In July, Francis got engaged to Christina McLarty, the entertainment reporter with CBS News in Los Angeles who he had called from solitary confinement in the Bay County Jail. He issued a press release saying the couple would wed in Mexico, in a civil ceremony, to protest U.S. prohibitions against gay marriage.

Tiger Woods got divorced in Panama City and President Obama vacationed here.

In St. Louis, Francis won a civil trial in July. He was sued by a woman who was partying in a nightclub in May 2004 when a Girls Gone Wild cameraman began filming her. She refused to expose her breasts, but someone in the crowd yanked down her top and the incident made it into a video. She didn’t realize it until years later when a friend of her husband watched the video and recognized her. She sued for $5 million.

She argued at trial that she didn’t give consent. Francis’ attorneys argued that she implied consent by just dancing in front of the camera at the club. After a 90-minute deliberation, 11 of the 12 jurors sided with Girls Gone Wild.

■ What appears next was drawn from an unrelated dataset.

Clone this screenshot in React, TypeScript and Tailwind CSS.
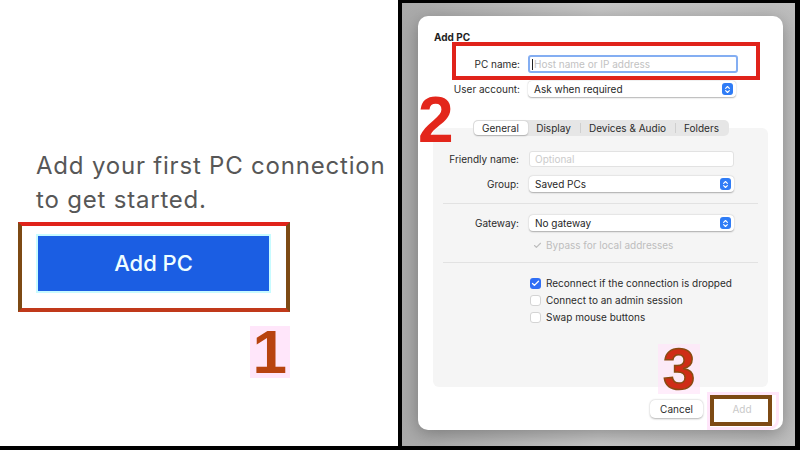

“This is just one more example of someone trying to make a quick buck off Girls Gone Wild by making false accusations against our company,” Francis said in a press release. “This is also another great example of someone who got their ass kicked in a court room by a smart judge and a smart jury who saw the truth. Girls Gone Wild will always vigorously defend ourselves against anyone who makes such outrageous and defamatory allegations. Girls Gone Wild has NEVER lost a jury trial.”